Fielder, as you would expect, has lost confidence at the plate. He trusts his ability, but he doesn’t trust his eyes. He’s swinging at bad pitches, getting behind in the count. Then, because he’s worried about swinging at bad pitches, he’ll take a hittable pitch for a strike. And when he does swing at a good pitch, he doesn’t get the barrel on the ball.
It’s a vicious cycle, and it could account for Fielder’s inability to hit fastballs this season, especially with Banister insisting Fielder hasn’t lost bat speed.
According to ESPN Stats & Info Fielder had hit more than .300 against fastballs four times since 2009, and he had never hit less than .272 (2013).

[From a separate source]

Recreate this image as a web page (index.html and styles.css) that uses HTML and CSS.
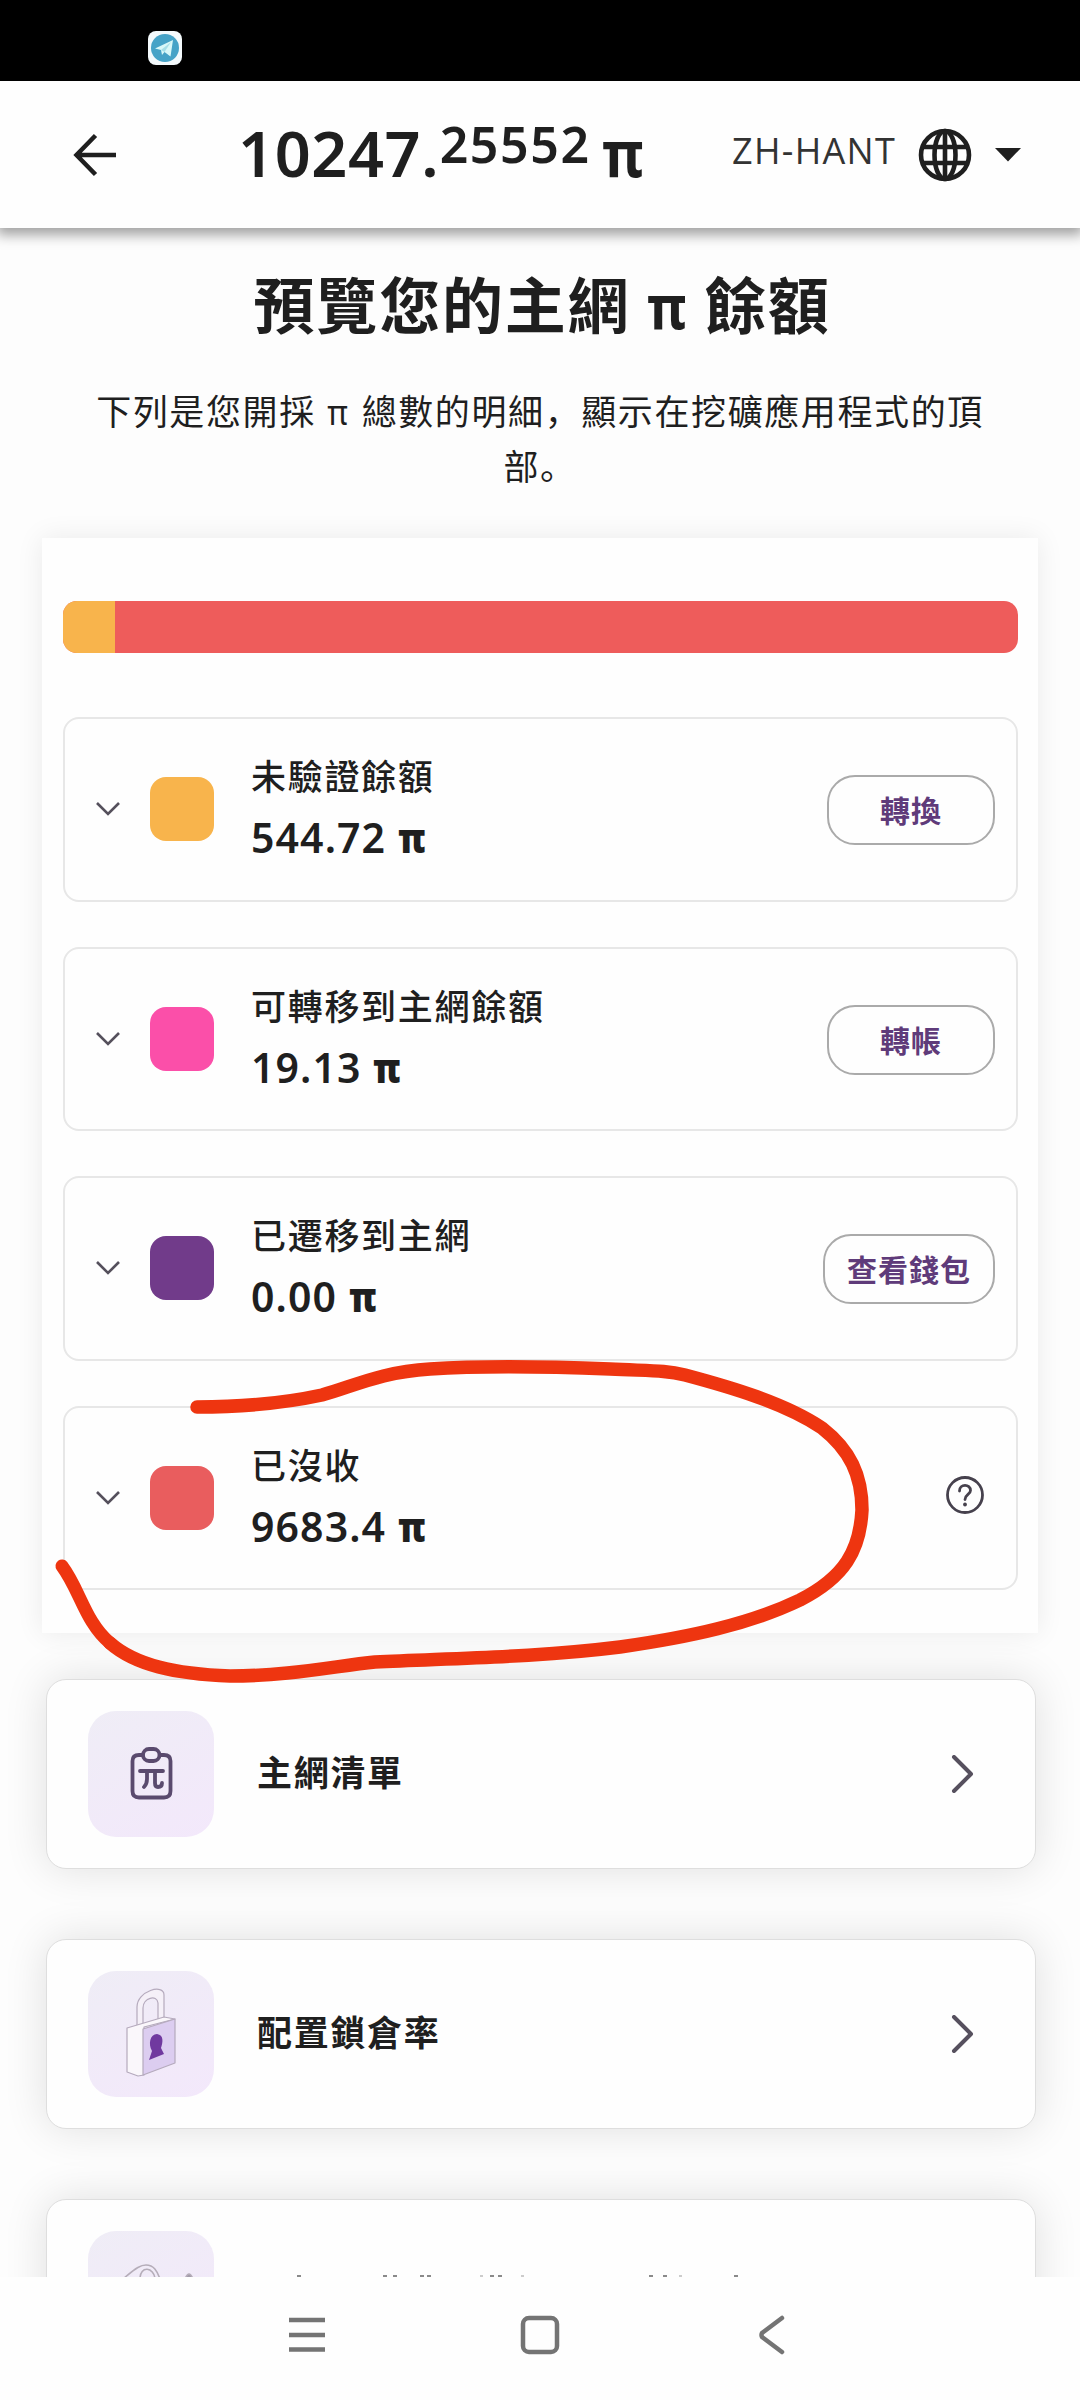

Last year, he hit .347 against fastballs.
This season? He’s hitting .279 against fastballs.
“I can’t get mad,” Fielder said. “I just have to keep working. Besides, we’re winning, and that’s the most important thing. We’ve got a good team.”
Jurickson Profar, who can play every infield position and DH, has forced his way into the lineup four times a week, and Joey Gallo looms in Triple-A with a .287 average, 10 homers and 27 RBI. And fans are screaming for change on social media.
“Fans have two things to invest: their emotion and their money,” Banister said. “My investment goes way deeper. I invest in the person. I also look at facts and feelings.
“I evaluate these guys daily. It’s up to me to make decisions that help this ball club win. And it’s not just the balls and the bats. It’s the human being.”
Banister will give Fielder every opportunity to re-establish himself as one of the game’s best hitters.
But he won’t wait forever. He can’t.